Real-time density matrix renormalization group dynamics of spin and charge transport in push-pull polyenes and related systems

TL;DR

This study uses time-dependent density matrix renormalization group methods to analyze how terminal substituents influence spin and charge transport in push-pull polyenes, revealing that end groups mainly affect charge transfer amounts.

Contribution

It introduces a detailed real-time analysis of spin and charge dynamics in push-pull polyenes using advanced numerical techniques, comparing these with PMI systems to highlight differences.

Findings

End groups do not significantly alter spin and charge velocities.

Charge transport is affected by terminal substituents.

Spin and charge dynamics in PMI differ markedly from push-pull polyenes.

Abstract

In this paper we investigate the effect of terminal substituents on the dynamics of spin and charge transport in donor-acceptor substituted polyenes ($D-(CH)_{x}-A$) chains, also known as push-pull polyenes. We employ long-range correlated model Hamiltonian for the $D-(CH)_{x}-A$ system, and time-dependent density matrix renormalization group technique for time propagating the wave packet obtained by injecting a hole at a terminal site, in the ground state of the system.
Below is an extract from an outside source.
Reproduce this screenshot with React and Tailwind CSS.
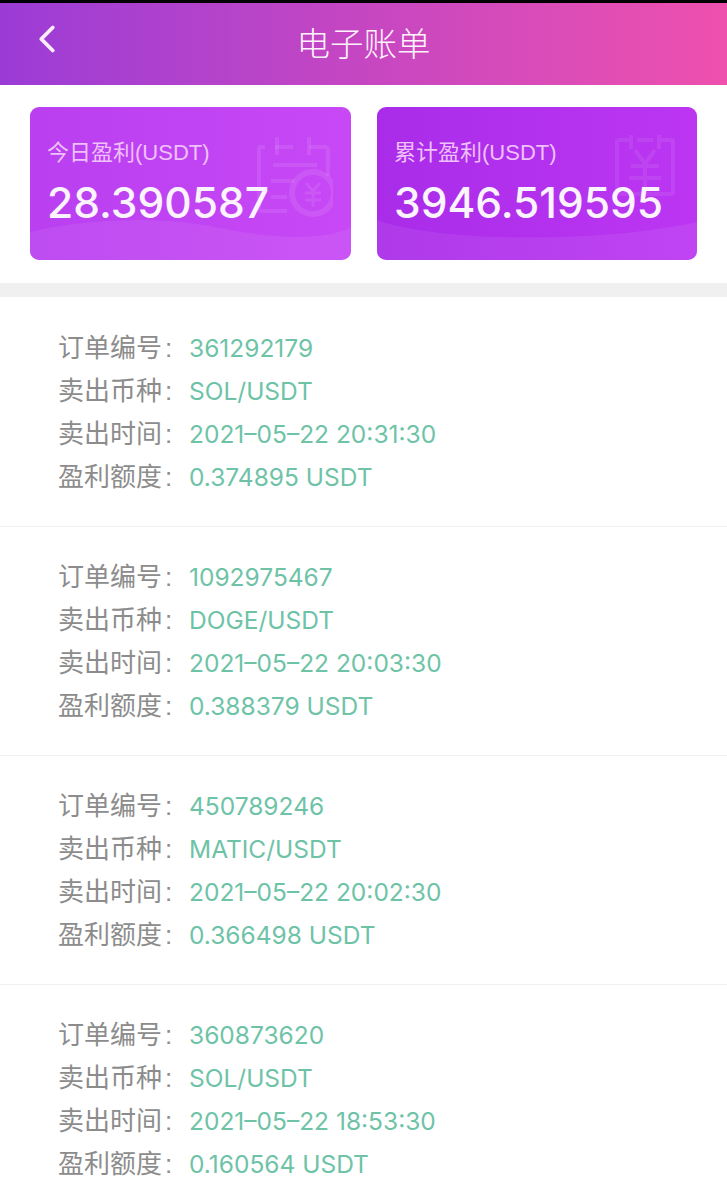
import { ChevronLeft } from "lucide-react";

const sans = "font-['Liberation_Sans','Noto_Sans_CJK_SC',sans-serif]";

const orders = [
  { id: "361292179", pair: "SOL/USDT", time: "2021–05–22 20:31:30", profit: "0.374895 USDT" },
  { id: "1092975467", pair: "DOGE/USDT", time: "2021–05–22 20:03:30", profit: "0.388379 USDT" },
  { id: "450789246", pair: "MATIC/USDT", time: "2021–05–22 20:02:30", profit: "0.366498 USDT" },
  { id: "360873620", pair: "SOL/USDT", time: "2021–05–22 18:53:30", profit: "0.160564 USDT" },
];

function BillIcon() {
  return (
    <svg viewBox="0 0 76 84" className="absolute left-[227px] top-[28px] h-[84px] w-[76px]" fill="none" stroke="#fff" strokeOpacity="0.09" strokeWidth="4">
      <path d="M36 12H18M52 12h16a3 3 0 0 1 3 3v26M8 12H4a2 2 0 0 0-2 2v60a2 2 0 0 0 2 2h26" />
      <path d="M20 2v18M52 2v18M16 30h44M14 46h24M14 62h16" />
      <circle cx="56" cy="58" r="21" strokeWidth="6" />
      <path d="M49 48l7 8 7-8M48 58h16M48 65h16M56 56v16" strokeWidth="3" />
    </svg>
  );
}

function YuanIcon() {
  return (
    <svg viewBox="0 0 60 62" className="absolute left-[238px] top-[27px] h-[62px] w-[60px]" fill="none" stroke="#fff" strokeOpacity="0.08" strokeWidth="4">
      <path d="M14 6H4a2 2 0 0 0-2 2v50a2 2 0 0 0 2 2h52a2 2 0 0 0 2-2V8a2 2 0 0 0-2-2H46M22 6h16" />
      <path d="M16 1v14M44 1v14M20 16l10 14 10-14M16 32h28M14 44h32M30 30v30" />
    </svg>
  );
}

function StatCard({ label, value, className, icon, wave }) {
  return (
    <div className={`relative h-[153px] overflow-hidden rounded-[9px] pl-[17px] ${className}`}>
      {icon}
      <svg viewBox="0 0 321 50" preserveAspectRatio="none" className="absolute bottom-0 left-0 h-[50px] w-full">
        <path d={wave} fill="#fff" fillOpacity="0.07" />
      </svg>
      <div className="relative pt-[31px] text-[22px] leading-[30px] text-[#efc0fa]">{label}</div>
      <div className="relative mt-[7px] font-['Inter',sans-serif] text-[42.5px] leading-[56px] font-medium text-[#fbf4fe]">{value}</div>
    </div>
  );
}

function OrderRow({ label, value }) {
  return (
    <div className="flex h-[43px] items-center">
      <span className="w-[131px] shrink-0 text-[26px] text-[#8c8c8c]">
        {label}
        <span className="ml-[3px]">:</span>
      </span>
      <span className="font-['Inter',sans-serif] text-[24.5px] text-[#6ec3a7]">{value}</span>
    </div>
  );
}

export default function App() {
  return (
    <div className={`h-[1200px] w-[727px] overflow-hidden bg-white ${sans}`}>
      <div className="h-[3px] bg-black" />
      <header className="relative flex h-[82px] items-center justify-center bg-gradient-to-r from-[#9b3bd6] via-[#c646c2] to-[#ee50ad]">
        <ChevronLeft className="absolute top-[13px] left-[24px] text-[#fbeefa]" size={46} strokeWidth={2} />
        <h1 className="pt-[3px] text-[33.5px] font-light text-[#fdf3fb]">电子账单</h1>
      </header>

      <div className="flex h-[198px] justify-between px-[30px] pt-[22px]">
        <StatCard
          label="今日盈利(USDT)"
          value="28.390587"
          className="w-[321px] bg-gradient-to-r from-[#b93ff0] to-[#c848f6]"
          icon={<BillIcon />}
          wave="M0 22C60 8 130 6 190 18S290 30 321 18V50H0Z"
        />
        <StatCard
          label="累计盈利(USDT)"
          value="3946.519595"
          className="w-[320px] bg-gradient-to-r from-[#a92ce9] to-[#bc36f2]"
          icon={<YuanIcon />}
          wave="M0 10C60 32 220 34 321 12V50H0Z"
        />
      </div>

      <div className="h-[14px] bg-[#f0f0f0]" />

      <div className="pt-px">
        {orders.map((o) => (
          <section key={o.id} className="h-[229px] border-b border-[#f2f2f2] pt-[29px] pl-[58px]">
            <OrderRow label="订单编号" value={o.id} />
            <OrderRow label="卖出币种" value={o.pair} />
            <OrderRow label="卖出时间" value={o.time} />
            <OrderRow label="盈利额度" value={o.profit} />
          </section>
        ))}
      </div>
    </div>
  );
}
Our studies reveal that the end groups do not affect spin and charge velocities in any significant way, but change the amount of charge transported. We have compared these push-pull systems with donor-acceptor substituted polymethine imine (PMI), $D-(CHN)_{x}-A$, systems in which besides electron affinities, the nature of $p_{z}$ orbitals in conjugation also alternate from site to site. We note that spin and charge dynamics in the PMIs are very different from that observed in the case of push-pull polyenes, and within the time scale of our studies, transport of spin and charge leads to the formation of a "quasi-static" state.